24            Based on what he perceives as limitations on his ability to present a defense, newly discovered evidence and posttrial evidence of witness tampering, Richard argues that a new trial should be granted in the interest of justice.  See Wis. Stat. § 752.35.  A new trial may be ordered where the real controversy has not been fully tried or there was a probable miscarriage of justice.  See State v. Ray, 166 Wis. 2d 855, 875, 481 N.W.2d 288 (Ct. App. 1992).  The controversy has not been fully tried when a jury was erroneously not given an opportunity to hear important testimony that bore on an important issue in a case or where evidence was not before the jury because it was not yet in existence.  See State v. Hicks, 202 Wis. 2d 150, 160, 549 N.W.2d 435 (1996).  “Reversal based on a miscarriage of justice may be ordered only when this court is persuaded that there is a substantial probability of a different result on retrial.”  State v. Smith, 153 Wis. 2d 739, 742, 451 N.W.2d 794 (Ct. App. 1989).

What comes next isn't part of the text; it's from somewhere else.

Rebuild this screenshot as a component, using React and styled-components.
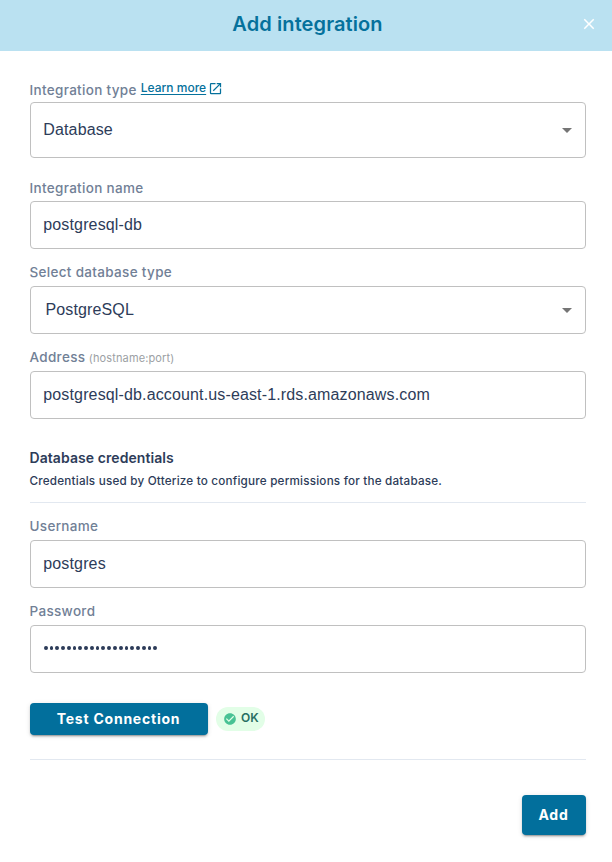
import React from "react";
import styled, { createGlobalStyle } from "styled-components";
import { MdArrowDropDown, MdCheckCircle, MdClose, MdOpenInNew } from "react-icons/md";

const GlobalStyle = createGlobalStyle`
  * { box-sizing: border-box; }
  body { margin: 0; background: #fff; font-family: Inter, sans-serif; color: #2d3c59; }
`;

const Dialog = styled.main`
  width: 612px;
  height: 862px;
  background: #fff;
`;

const Header = styled.header`
  display: grid;
  grid-template-columns: 49px 1fr 46px;
  align-items: center;
  height: 51px;
  padding-bottom: 3px;
  background: #bae1f1;
`;

const Title = styled.h1`
  grid-column: 2;
  margin: 0;
  text-align: center;
  font-size: 20px;
  font-weight: 600;
  line-height: 24px;
  letter-spacing: 0.1px;
  color: #05719c;
`;

const CloseButton = styled.button`
  display: flex;
  justify-content: center;
  padding: 0;
  border: 0;
  background: none;
  color: #fff;
  font-size: 18px;
`;

const Form = styled.div`
  padding: 29px 26px 0 30px;
`;

const Field = styled.div`
  margin-top: ${(p) => p.$top || 0}px;
`;

const LabelRow = styled.div`
  display: flex;
  align-items: center;
  height: 20px;
  margin-bottom: ${(p) => p.$gap ?? 4}px;
`;

const Label = styled.label`
  margin-left: -0.5px;
  font-size: 13.5px;
  font-weight: 500;
  line-height: 20px;
  letter-spacing: 0.32px;
  color: #718096;
  white-space: nowrap;
`;

const Hint = styled.span`
  margin: 2px 0 0 3.5px;
  font-size: 11px;
  line-height: 18px;
  letter-spacing: 0.12px;
  color: #9c9fa4;
`;

const LearnMore = styled.a`
  display: flex;
  align-items: center;
  gap: 2px;
  margin: -4px 0 0 4px;
  font-size: 12px;
  font-weight: 500;
  line-height: 18px;
  color: #05719c;

  span {
    text-decoration: underline;
    text-underline-offset: 2px;
  }
  svg { font-size: 15px; }
`;

const Control = styled.div`
  display: flex;
  align-items: center;
  justify-content: space-between;
  height: ${(p) => p.$height || 48}px;
  padding: 0 6px 0 ${(p) => p.$indent || 12.3}px;
  border: 1px solid #c0c0c0;
  border-radius: 4px;
  font-family: "Liberation Sans", Arial, sans-serif;
  font-size: 16px;
  line-height: 24px;
  letter-spacing: 0.14px;

  svg { font-size: 24px; color: #757575; }
`;

const Input = styled.input`
  width: 100%;
  padding: 0;
  border: 0;
  outline: 0;
  background: none;
  font: inherit;
  letter-spacing: inherit;
  color: inherit;
`;

const Dots = styled.div`
  display: flex;
  gap: 2px;
  padding-bottom: 2px;
  margin-left: 0.5px;

  i {
    width: 3.77px;
    height: 4px;
    border-radius: 50%;
    background: #2d3c59;
  }
`;

const SectionTitle = styled.h2`
  margin: 29px 0 0 -0.5px;
  font-size: 14px;
  font-weight: 600;
  line-height: 20px;
  letter-spacing: 0.07px;
`;

const SectionText = styled.p`
  margin: 4px 0 0 -0.5px;
  font-size: 11.7px;
  font-weight: 500;
  line-height: 18px;
  letter-spacing: 0.2px;
`;

const Divider = styled.hr`
  height: 1px;
  margin: ${(p) => p.$top}px 0 0;
  border: 0;
  background: #e2e8f0;
`;

const TestRow = styled.div`
  display: flex;
  align-items: center;
  gap: 8px;
  height: 32px;
  margin-top: 30px;
`;

const Button = styled.button`
  width: ${(p) => p.$width}px;
  height: ${(p) => p.$height}px;
  padding: 0 1px 2px 0;
  border: 0;
  border-radius: 4px;
  background: #026f9c;
  box-shadow: 0 3px 1px -2px rgba(0, 0, 0, 0.2), 0 2px 2px rgba(0, 0, 0, 0.14), 0 1px 5px rgba(0, 0, 0, 0.12);
  color: #fff;
  font-family: Inter, sans-serif;
  font-size: 14px;
  font-weight: 700;
  letter-spacing: ${(p) => p.$spacing}px;
`;

const Status = styled.div`
  display: flex;
  align-items: center;
  gap: 4px;
  width: 49px;
  height: 24px;
  padding-left: 7px;
  border-radius: 12px;
  background: #e2fee7;
  color: #276f62;
  font-size: 12px;
  font-weight: 600;

  svg { font-size: 14px; color: #48c294; }
  span { margin-top: -3px; }
`;

const Footer = styled.footer`
  display: flex;
  justify-content: flex-end;
  margin-top: 35px;
`;

function TextField({ label, hint, value, top, gap }) {
  return (
    <Field $top={top}>
      <LabelRow $gap={gap}>
        <Label>{label}</Label>
        {hint && <Hint>{hint}</Hint>}
      </LabelRow>
      <Control>
        <Input defaultValue={value} aria-label={label} />
      </Control>
    </Field>
  );
}

export default function App() {
  return (
    <>
      <GlobalStyle />
      <Dialog>
        <Header>
          <Title>Add integration</Title>
          <CloseButton aria-label="Close"><MdClose /></CloseButton>
        </Header>
        <Form>
          <Field>
            <LabelRow $gap={2}>
              <Label>Integration type</Label>
              <LearnMore><span>Learn more</span><MdOpenInNew /></LearnMore>
            </LabelRow>
            <Control $height={56}>Database<MdArrowDropDown /></Control>
          </Field>
          <TextField label="Integration name" value="postgresql-db" top={20} gap={3} />
          <Field $top={13}>
            <LabelRow><Label>Select database type</Label></LabelRow>
            <Control $indent={14.4}>PostgreSQL<MdArrowDropDown /></Control>
          </Field>
          <TextField label="Address" hint="(hostname:port)" value="postgresql-db.account.us-east-1.rds.amazonaws.com" top={13} />
          <SectionTitle>Database credentials</SectionTitle>
          <SectionText>Credentials used by Otterize to configure permissions for the database.</SectionText>
          <Divider $top={12} />
          <TextField label="Username" value="postgres" top={13} />
          <Field $top={13}>
            <LabelRow><Label>Password</Label></LabelRow>
            <Control>
              <Dots>{Array.from({ length: 20 }, (_, i) => <i key={i} />)}</Dots>
            </Control>
          </Field>
          <TestRow>
            <Button $width={178} $height={32} $spacing={0.77}>Test Connection</Button>
            <Status><MdCheckCircle /><span>OK</span></Status>
          </TestRow>
          <Divider $top={24} />
          <Footer><Button $width={64} $height={40} $spacing={0.77}>Add</Button></Footer>
        </Form>
      </Dialog>
    </>
  );
}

25            We have not found error with respect to the evidentiary rulings.  Given that the evidence at trial touched upon Catherine’s possible motive for falsely accusing Richard and her possible involvement, we cannot conclude that the real controversy was not fully tried or that there is a substantial probability of a different result on retrial. 


By the Court.—Judgment and order affirmed.

This opinion will not be published.  See Wis. Stat. Rule 809.23(1)(b)5.


 



[1] All references to the Wisconsin Statutes are to the 1997-98 version unless otherwise noted.